The datapath is the part of CPU containing the ALU, its input, and its output. While it has been carefully optimized for interpreting IJVM programs, it is fairly similar to the datapath used in most machines. It contains a number of 32-bit registers, to which symbolic names have been described such as PC, SP, and MDR. Most registers can drive their contents onto the B bus. The output of the ALU drives the shifter and then C bus, whose value can be written into one or more registers at the same time [1].
Implementation of IJVM Using the Mic-1
The design of the microarchitecture level depends on the ISA being implemented, as well as the cost and performance goals of the computer. Executing an instruction may require locating the operands in memory. The sequencing of operations within a single instruction often leads to a different approach to control than that for simple ISAs. For our example ISA, we have chosen a subset of the Java Virtual Machine which contains only integer instruction, IJVM [2]. Each IJVM instruction has a few fields, each of which has some specific purpose. The first field of every instruction is the opcode which identifies the instruction. Many instructions have an additional field, which specifies the operand [2].
The microprogram that runs on Mic-1 and interprets IJVM is given by [1]. It is a surprisingly short program; only 112 microinstructions total. The microprogram has a main loop that fetches, decodes, and executes instructions from the program being interpreted, in this case, IJVM instructions. Its main loop begins on the line labeled Main1. It starts with the invariant that PC has previously been loaded with an address of a memory location containing an opcode. Furthermore, that opcode has already been fetched into MBR. When we get back to the location, PC has been updated to point to the next opcode to be interpreted and the opcode byte itself has already been fetched into MBR. This initial instruction sequence is executed at the beginning of every instruction, so it is important that it be as short as possible [2].
In this paper, the microprogram implemented by IJVM in the Mic-1 is used to translate a Microprogram to hardware.

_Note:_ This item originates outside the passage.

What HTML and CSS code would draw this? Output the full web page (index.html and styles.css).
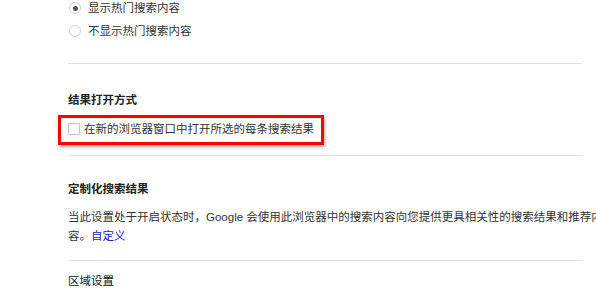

3. Translating to the Finite state machine
Given the data path in Figure 1, we now need to look at what should happen in each clock cycle of the multicycle execution, since this will determine what additional control signals may be needed, as well as the setting of the control signals which implement in table1 given by Ref:[2]. The goal in breaking the execution into clock cycles should be to maximize performance. It can be begun by breaking the execution of any instruction into a series of steps, each taking one clock cycle, attempting to keep the amount of work per cycle roughly equal.
In the single cycle data path, each instruction uses a set of data path elements to carry out its execution. Many of the data path elements operate in series, using output of another element as an input.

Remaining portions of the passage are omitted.